The Roundtable on Sustainable Palm Oil (RSPO) has started awarding certificates to palm oil producers, even though some of those companies are involved in unresolved conflicts with local communities.

For many CSOs in Indonesia, there are still a lot of questions about the awarding of RSPO certificates to oil palm companies in the country. Certification is supposed to be based on RSPO principles and criteria, agreed in 2007.1 But what is really the basis for evaluating and awarding these certificates?

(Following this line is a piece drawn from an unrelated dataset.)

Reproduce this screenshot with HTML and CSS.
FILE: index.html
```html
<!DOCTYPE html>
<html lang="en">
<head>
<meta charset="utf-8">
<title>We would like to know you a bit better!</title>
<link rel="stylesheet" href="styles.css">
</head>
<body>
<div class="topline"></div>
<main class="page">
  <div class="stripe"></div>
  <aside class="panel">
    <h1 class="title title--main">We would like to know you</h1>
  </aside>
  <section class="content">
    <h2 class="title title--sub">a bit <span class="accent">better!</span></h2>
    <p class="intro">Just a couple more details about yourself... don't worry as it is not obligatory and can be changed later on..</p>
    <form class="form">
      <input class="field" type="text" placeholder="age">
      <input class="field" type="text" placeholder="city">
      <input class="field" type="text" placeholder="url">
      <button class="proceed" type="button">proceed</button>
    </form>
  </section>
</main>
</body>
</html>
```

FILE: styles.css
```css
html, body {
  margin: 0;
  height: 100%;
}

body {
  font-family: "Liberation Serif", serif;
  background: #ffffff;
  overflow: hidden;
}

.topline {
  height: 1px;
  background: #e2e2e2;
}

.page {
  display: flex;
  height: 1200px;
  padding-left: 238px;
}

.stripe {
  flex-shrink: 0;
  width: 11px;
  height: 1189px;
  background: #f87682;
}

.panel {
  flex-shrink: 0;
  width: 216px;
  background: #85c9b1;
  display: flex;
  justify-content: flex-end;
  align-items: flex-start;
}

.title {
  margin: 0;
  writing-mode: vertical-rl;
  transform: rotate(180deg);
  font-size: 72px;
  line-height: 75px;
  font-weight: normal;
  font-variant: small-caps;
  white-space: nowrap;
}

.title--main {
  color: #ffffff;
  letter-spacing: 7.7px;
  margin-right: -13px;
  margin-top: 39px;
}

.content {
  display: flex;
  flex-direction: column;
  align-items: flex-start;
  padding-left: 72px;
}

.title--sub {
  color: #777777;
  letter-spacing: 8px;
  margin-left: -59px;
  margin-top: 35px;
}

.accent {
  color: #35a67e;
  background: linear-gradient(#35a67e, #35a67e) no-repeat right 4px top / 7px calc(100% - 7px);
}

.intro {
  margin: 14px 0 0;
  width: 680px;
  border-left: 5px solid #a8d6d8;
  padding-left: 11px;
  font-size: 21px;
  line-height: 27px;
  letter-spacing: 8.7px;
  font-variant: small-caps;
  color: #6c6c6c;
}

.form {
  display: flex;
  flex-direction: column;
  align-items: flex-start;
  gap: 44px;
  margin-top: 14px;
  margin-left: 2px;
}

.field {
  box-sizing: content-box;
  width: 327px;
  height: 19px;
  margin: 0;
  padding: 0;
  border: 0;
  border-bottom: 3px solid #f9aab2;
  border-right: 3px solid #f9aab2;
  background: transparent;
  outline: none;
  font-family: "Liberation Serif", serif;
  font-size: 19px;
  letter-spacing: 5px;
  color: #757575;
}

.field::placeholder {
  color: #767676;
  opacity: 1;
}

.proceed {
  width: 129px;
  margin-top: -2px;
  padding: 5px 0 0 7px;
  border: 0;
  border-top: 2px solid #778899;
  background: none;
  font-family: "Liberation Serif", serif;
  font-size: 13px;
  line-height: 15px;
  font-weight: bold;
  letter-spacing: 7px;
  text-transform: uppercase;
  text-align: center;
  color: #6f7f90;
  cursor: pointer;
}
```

The question has been raised because almost all oil palm plantation development in Indonesia has been accompanied by social conflict with local communities and/or small-scale farmers. In 2007, the Indonesian NGO network Sawit Watch counted 514 social conflicts linked to oil palm plantations. The National Commission on Human Rights has received 10 cases of conflict related to oil palm plantations, and the environment ministry, 56 environmental cases in 2009. This reflects what Sawit Watch describes as the large scale and systematic robbery of forests for oil palm development.2

Currently three Indonesian palm oil producers have secured RSPO certificates: PT Musim Mas3, PT Hindoli4 and PT Lonsum Tbk. 5 These certificates were awarded for several plantations and mills these companies operate in Sumatra.

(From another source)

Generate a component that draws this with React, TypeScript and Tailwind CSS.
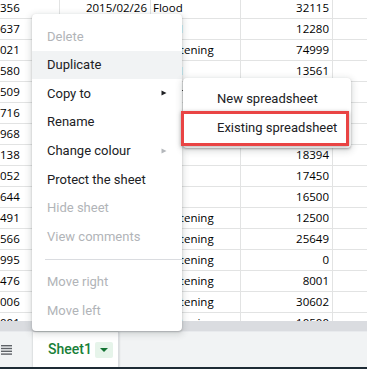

In order to secure an RSPO certificate, companies must submit to audits carried out by a certification body accredited by the RSPO. Accredited companies currently include: Control Union of the Netherlands, SGS (Malaysia), BSI of Singapore), Sirim QAS (Malaysia), PT Mutuagung (Indonesia), PT TV Nord (Indonesia), IBD (Brazil), SAI Global (Indonesia), Sucofindo (Indonesia), Moodys International (Malaysia) and TV Rheinland (Malaysia). Two other companies, Agrovet (Austria) and Guardian Independent Certification are in the approval stage.6

Under a proposal developed by the RSPO in 2007, there are three ways of promoting RSPO certified palm oil in the supply chain:7

 

  • "This product contains RSPO certified palm oil" (option 1) where there are segregated supply chains,
  • "This product contains x % RSPO certified palm oil" (option 2) where there is 'Controlled Mixing' of certified and non-certified palm oil, and
  • "This product supports the trade in sustainable palm oil" (option 3), where there is 'Parallel Certificate Trading' or 'Book and Claim'. Book and Claim means that a consumer books a certain amount of RSPO certified palm oil, it enters the supply chain along with non-certified oil, and an equivalent amount is 'claimed' at the consumer's end, without the certified oil being actually traceable in the system.8

Companies with RSPO certification

PT Musim Mas
This company was founded in 1972 by Anwar Karim and is now headed by Bachtiar Karim. Musim Mas currently has plantations extending over 180,000 hectares in Riau, North Sumatra, Jambi and Kalimantan.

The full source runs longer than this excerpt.